What is required: Only the lines from the top of the listing below to the line that has "17.5 8.6 27" should be echoed, with both ends kept and pictures left out.

::: Collected data

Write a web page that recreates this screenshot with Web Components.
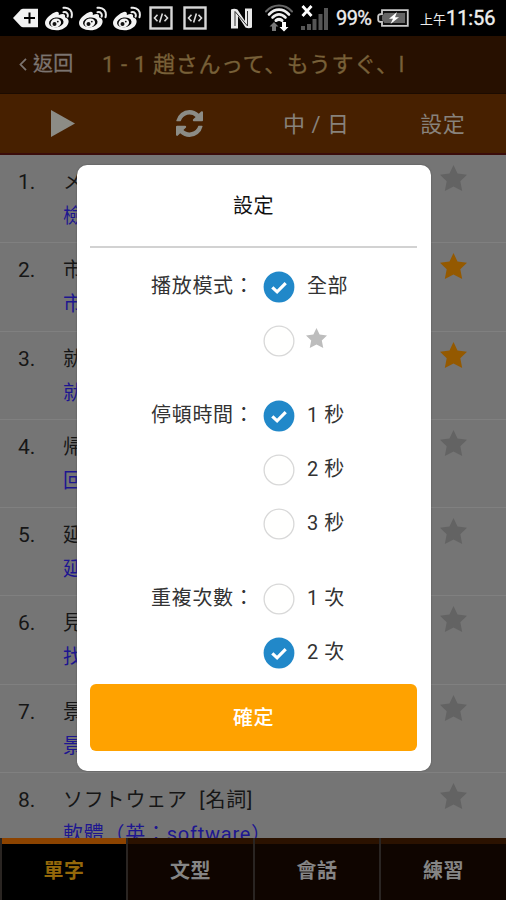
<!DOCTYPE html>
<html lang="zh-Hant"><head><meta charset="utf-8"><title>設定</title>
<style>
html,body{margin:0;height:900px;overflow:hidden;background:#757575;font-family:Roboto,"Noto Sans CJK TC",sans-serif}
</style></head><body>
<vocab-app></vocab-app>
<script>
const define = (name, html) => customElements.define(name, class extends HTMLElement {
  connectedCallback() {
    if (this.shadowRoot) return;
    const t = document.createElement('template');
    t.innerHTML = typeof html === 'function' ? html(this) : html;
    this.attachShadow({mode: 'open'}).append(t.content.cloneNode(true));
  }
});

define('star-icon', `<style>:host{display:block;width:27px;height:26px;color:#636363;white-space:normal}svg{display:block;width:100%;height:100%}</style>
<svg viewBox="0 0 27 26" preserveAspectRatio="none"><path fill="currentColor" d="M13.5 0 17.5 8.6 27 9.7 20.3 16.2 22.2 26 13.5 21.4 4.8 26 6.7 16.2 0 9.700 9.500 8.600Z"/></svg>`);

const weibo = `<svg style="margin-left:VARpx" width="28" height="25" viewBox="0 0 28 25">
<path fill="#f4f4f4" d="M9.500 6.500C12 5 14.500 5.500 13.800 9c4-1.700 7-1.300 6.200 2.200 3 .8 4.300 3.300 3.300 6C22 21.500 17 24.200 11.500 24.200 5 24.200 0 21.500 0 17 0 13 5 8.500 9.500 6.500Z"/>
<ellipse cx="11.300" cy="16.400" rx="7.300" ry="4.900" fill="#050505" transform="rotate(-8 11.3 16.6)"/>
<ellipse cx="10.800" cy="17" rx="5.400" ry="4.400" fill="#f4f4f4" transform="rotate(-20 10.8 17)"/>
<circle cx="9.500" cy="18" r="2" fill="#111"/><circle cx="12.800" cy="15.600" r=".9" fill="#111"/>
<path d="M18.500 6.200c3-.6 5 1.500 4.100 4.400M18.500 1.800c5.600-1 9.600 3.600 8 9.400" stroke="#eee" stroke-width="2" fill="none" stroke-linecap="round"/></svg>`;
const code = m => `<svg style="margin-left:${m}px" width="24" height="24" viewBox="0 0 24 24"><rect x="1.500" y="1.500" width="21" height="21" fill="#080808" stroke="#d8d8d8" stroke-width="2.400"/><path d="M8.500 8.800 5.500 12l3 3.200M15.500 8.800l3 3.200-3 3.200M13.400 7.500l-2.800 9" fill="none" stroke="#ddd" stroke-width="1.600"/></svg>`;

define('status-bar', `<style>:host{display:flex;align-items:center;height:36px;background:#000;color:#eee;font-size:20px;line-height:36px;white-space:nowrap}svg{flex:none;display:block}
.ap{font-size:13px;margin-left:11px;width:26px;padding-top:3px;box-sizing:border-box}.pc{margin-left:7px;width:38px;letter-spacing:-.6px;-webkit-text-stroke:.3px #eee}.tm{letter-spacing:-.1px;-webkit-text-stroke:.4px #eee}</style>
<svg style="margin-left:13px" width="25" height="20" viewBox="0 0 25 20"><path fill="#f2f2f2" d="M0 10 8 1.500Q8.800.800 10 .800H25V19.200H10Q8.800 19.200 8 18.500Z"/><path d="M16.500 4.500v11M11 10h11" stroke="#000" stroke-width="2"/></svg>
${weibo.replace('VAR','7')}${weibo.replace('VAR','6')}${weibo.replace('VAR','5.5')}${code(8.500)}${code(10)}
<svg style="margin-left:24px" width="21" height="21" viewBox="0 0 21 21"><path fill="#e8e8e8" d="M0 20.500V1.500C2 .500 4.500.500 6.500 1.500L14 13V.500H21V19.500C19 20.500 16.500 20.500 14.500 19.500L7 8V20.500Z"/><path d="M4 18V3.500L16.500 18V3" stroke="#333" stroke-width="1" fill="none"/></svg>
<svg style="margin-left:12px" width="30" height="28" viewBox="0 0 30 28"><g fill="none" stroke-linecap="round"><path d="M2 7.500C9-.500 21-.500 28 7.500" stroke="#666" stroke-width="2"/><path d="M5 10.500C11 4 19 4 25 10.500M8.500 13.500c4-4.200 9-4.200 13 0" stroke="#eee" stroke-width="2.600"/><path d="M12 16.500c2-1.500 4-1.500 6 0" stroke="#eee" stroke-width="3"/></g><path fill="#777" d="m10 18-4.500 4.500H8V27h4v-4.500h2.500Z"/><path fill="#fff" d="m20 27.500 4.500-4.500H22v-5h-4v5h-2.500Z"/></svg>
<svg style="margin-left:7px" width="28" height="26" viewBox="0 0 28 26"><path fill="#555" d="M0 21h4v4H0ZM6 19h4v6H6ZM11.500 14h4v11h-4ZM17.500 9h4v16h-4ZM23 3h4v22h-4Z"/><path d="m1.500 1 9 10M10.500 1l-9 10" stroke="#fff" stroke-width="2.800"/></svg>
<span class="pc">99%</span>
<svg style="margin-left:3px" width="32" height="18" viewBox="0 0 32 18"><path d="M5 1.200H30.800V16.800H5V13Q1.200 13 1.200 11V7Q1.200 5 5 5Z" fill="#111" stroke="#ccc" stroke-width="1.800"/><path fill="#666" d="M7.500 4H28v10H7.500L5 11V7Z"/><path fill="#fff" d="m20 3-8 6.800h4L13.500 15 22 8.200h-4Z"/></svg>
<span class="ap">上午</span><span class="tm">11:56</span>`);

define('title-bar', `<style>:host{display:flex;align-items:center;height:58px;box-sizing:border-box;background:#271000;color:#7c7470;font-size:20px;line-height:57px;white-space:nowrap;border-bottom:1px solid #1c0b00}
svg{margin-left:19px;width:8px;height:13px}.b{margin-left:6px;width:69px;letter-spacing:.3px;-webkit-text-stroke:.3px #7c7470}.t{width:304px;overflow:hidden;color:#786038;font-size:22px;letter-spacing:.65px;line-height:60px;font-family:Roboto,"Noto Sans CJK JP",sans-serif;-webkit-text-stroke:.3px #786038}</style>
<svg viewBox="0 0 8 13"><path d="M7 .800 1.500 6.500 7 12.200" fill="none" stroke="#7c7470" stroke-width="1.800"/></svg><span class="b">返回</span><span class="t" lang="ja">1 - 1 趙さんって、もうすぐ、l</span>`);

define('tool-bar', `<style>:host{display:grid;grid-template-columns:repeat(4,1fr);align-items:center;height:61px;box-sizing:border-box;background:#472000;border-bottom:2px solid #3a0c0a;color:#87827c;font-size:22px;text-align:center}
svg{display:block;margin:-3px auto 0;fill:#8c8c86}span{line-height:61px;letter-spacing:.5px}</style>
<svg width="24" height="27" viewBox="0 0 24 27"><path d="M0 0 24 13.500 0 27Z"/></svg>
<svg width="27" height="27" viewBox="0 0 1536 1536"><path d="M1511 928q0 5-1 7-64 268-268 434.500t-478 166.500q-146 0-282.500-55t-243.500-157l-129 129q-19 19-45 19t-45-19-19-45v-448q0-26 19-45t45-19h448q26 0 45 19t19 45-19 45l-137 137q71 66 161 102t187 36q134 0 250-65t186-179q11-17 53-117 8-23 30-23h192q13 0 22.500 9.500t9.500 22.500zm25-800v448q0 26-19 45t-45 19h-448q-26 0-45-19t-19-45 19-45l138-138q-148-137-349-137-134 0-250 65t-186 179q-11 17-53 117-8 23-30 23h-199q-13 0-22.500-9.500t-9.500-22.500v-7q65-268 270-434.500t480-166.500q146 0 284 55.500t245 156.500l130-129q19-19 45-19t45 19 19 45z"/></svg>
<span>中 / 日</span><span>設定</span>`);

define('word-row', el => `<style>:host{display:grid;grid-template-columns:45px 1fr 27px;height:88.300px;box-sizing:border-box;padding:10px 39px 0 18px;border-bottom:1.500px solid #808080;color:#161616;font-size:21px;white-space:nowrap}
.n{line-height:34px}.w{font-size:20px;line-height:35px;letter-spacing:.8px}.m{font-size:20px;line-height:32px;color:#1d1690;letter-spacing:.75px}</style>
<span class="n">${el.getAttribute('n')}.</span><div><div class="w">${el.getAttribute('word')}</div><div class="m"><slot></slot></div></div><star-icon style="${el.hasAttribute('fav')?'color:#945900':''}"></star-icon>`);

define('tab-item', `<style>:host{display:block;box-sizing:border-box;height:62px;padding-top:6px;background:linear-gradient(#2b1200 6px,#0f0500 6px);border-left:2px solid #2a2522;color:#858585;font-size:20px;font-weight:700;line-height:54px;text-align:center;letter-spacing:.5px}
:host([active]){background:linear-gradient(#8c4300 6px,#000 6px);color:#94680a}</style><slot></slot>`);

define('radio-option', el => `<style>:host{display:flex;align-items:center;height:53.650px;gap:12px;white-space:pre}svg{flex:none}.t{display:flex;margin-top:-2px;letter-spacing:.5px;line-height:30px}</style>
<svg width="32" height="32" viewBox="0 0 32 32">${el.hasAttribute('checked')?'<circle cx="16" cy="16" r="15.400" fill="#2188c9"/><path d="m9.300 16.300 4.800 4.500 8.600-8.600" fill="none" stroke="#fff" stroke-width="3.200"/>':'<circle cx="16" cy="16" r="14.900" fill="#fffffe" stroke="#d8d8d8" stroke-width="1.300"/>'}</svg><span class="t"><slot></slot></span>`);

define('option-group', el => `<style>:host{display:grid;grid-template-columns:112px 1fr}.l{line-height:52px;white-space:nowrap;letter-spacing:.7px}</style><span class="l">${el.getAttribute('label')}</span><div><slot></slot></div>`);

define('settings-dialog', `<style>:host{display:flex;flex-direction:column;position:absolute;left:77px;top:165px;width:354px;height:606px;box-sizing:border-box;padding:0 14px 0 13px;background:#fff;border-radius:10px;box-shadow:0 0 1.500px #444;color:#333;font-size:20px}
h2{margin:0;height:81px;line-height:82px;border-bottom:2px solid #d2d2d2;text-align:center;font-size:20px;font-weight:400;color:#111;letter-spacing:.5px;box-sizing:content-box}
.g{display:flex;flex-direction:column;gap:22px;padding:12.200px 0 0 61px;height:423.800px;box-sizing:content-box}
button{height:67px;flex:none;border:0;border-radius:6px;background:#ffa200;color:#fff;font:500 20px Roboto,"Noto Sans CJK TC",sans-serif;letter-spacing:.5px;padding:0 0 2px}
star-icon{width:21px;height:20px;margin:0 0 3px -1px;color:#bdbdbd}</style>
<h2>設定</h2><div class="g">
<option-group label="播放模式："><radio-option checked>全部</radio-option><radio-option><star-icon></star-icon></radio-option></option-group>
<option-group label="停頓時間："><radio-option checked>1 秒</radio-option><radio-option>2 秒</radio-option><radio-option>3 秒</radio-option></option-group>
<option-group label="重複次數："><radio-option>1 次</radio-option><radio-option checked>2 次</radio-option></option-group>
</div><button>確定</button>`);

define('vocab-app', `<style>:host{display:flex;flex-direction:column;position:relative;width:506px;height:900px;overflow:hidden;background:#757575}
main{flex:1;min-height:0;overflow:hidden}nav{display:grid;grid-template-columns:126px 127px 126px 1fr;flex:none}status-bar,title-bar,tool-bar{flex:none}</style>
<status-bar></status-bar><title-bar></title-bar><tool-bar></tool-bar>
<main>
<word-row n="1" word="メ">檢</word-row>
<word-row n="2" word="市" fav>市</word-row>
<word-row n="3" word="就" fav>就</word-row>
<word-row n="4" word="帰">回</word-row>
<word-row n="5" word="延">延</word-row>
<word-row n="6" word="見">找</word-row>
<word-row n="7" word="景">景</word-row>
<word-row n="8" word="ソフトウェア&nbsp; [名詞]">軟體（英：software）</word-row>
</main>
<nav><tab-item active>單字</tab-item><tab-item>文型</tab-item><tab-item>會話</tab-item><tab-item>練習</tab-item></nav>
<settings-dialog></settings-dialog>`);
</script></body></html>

::::::

Exercise answer:
Write a web page that recreates this screenshot with Web Components.
<!DOCTYPE html>
<html lang="zh-Hant"><head><meta charset="utf-8"><title>設定</title>
<style>
html,body{margin:0;height:900px;overflow:hidden;background:#757575;font-family:Roboto,"Noto Sans CJK TC",sans-serif}
</style></head><body>
<vocab-app></vocab-app>
<script>
const define = (name, html) => customElements.define(name, class extends HTMLElement {
  connectedCallback() {
    if (this.shadowRoot) return;
    const t = document.createElement('template');
    t.innerHTML = typeof html === 'function' ? html(this) : html;
    this.attachShadow({mode: 'open'}).append(t.content.cloneNode(true));
  }
});

define('star-icon', `<style>:host{display:block;width:27px;height:26px;color:#636363;white-space:normal}svg{display:block;width:100%;height:100%}</style>
<svg viewBox="0 0 27 26" preserveAspectRatio="none"><path fill="currentColor" d="M13.5 0 17.5 8.6 27 9.7 20.3 16.2 22.2 26 13.5 21.4 4.8 26 6.7 16.2 0 9.700 9.500 8.600Z"/></svg>`);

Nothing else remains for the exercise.